Scott McKnight2 uses the powerful metaphor of table to talk about Jewish exclusion. For religious Jews table had always been a place of segregation. Table was reserved for the pure Jew. Their table was for people who looked like them, agreed with them, dressed like them, and talked like them.

We have all seen exclusion. It’s still alive today. The high school cafeteria is a microcosm of what it looks like in practically every aspect of life. When you walk into a high school cafeteria, there may be fifty tables, but you are not free to sit at whichever table you like; because tables are where life separates. There’s the emo table, the baseball table, the surfer table, the cheerleader table, burnout table. And then there’s the table for kids who have no table. At this table high schoolers sit far apart and don’t say a word, because they theirs is not really a table at all.

Unfortunately, this kind of exclusion does not stop when you graduate from high school. Segregation, discrimination, racism, and bigotry still happen. We exclude because of income, looks, race, background, gender, marital status, ethnicity, nationality, language, and accent.

Can I pause to say, if you have ever been discriminated against in any way, I am sorry.

It’s time for that to end, and as people of God we can end it together.

When I hear people in churches talk about who is welcomed, I wonder this, What ever made us think that the kingdom of heaven is only for people like me; who talk like me, look like me, and agree with me?

It’s not.

Of all the places in the world where people gather, the church has to be a place where racial and ethnic diversity is celebrated and promoted. The church (Christians everywhere) reflects God’s best when we follow Him with people of other ethnicities, race, nationality, and color.

INCLUDE THE OTHER
When Jesus appeared on the scene he turned the tables upside down.

“The next time you put on a dinner, don’t just invite your friends and family and rich neighbors, the kind of people who will return the favor.

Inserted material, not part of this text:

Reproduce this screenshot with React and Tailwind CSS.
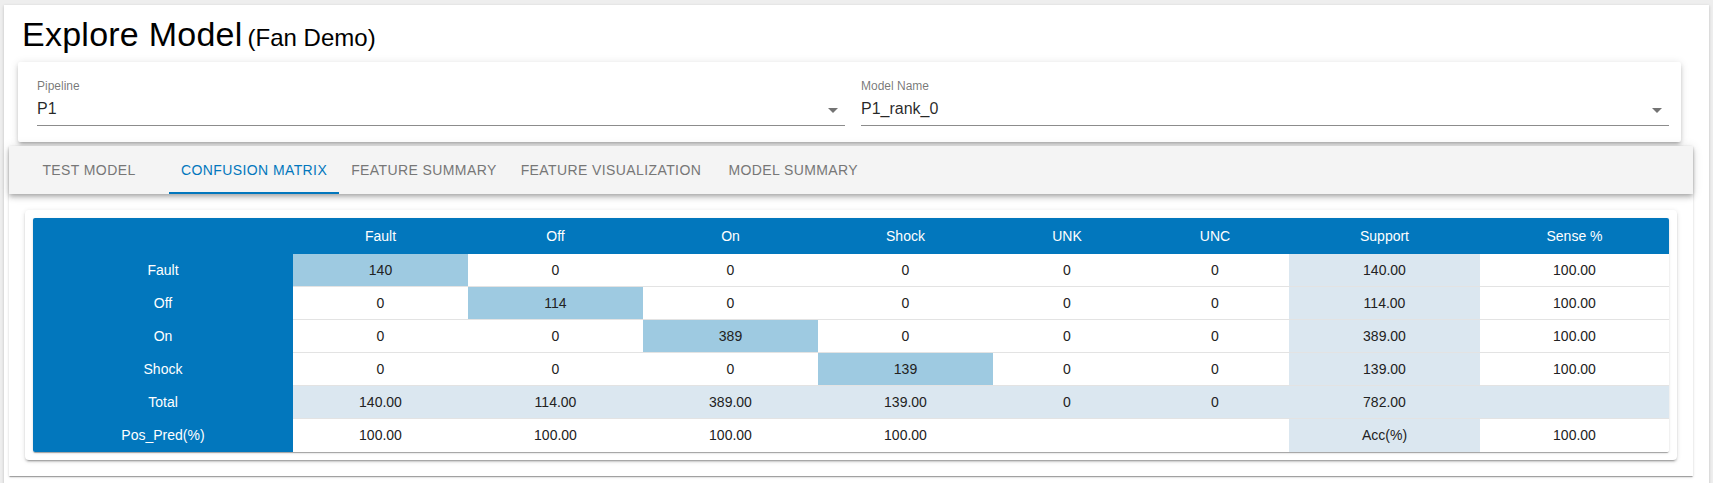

Invite some people who never get invited out, the misfits from the wrong side of the tracks.”4

Our natural tendency is, if a person is different we move away from them and exclude them. Jesus says, go toward them, include them.

Jesus loved to compare the kingdom of God to a dinner party, and everyone was invited; a scandalously open invitation. Jesus shares a story to illustrate the inclusive nature of his kingdom: “A certain man was preparing a great banquet and invited many guests… the master told his servant, ‘Go out to the roads and country lanes and compel them to come in, so that my house will be full.’”5

Do you see how this kind of kingdom is for single parents, business owners and factory workers, divorced men and women, company executives and the unemployed, university faculty and high school dropouts, blended families and… mixed race couples!
. . .

Walking back into my dilapidated guesthouse by the beach, I found three former missionary kids – now in their thirty’s – sitting at a small table having dinner. They were back in the country trying to get a generator running for the mission hospital. “Palmer, why are you back already? We thought you had left for dinner.”

“Yea, so did I,” I laughed. “They said they had no food for me.”

“Hey, well come sit down and eat with us,” one of them offered. I tried to decline, because I could see their serving dishes were already empty. But they insisted, and each of them took food off their plates – pieces of chicken, rice, collard greens – until my plate was full.

As we ate together that night, laughing about memories of growing up in Liberia, I don’t think it was the food that felt so good, it was the invitation to sit at their table.


1. C.S. Lewis. www.lewissociety.org/innerring.php
2. Scott McKnight. The Jesus Creed. Brewster: Paraclete Press. 2004. 33-35.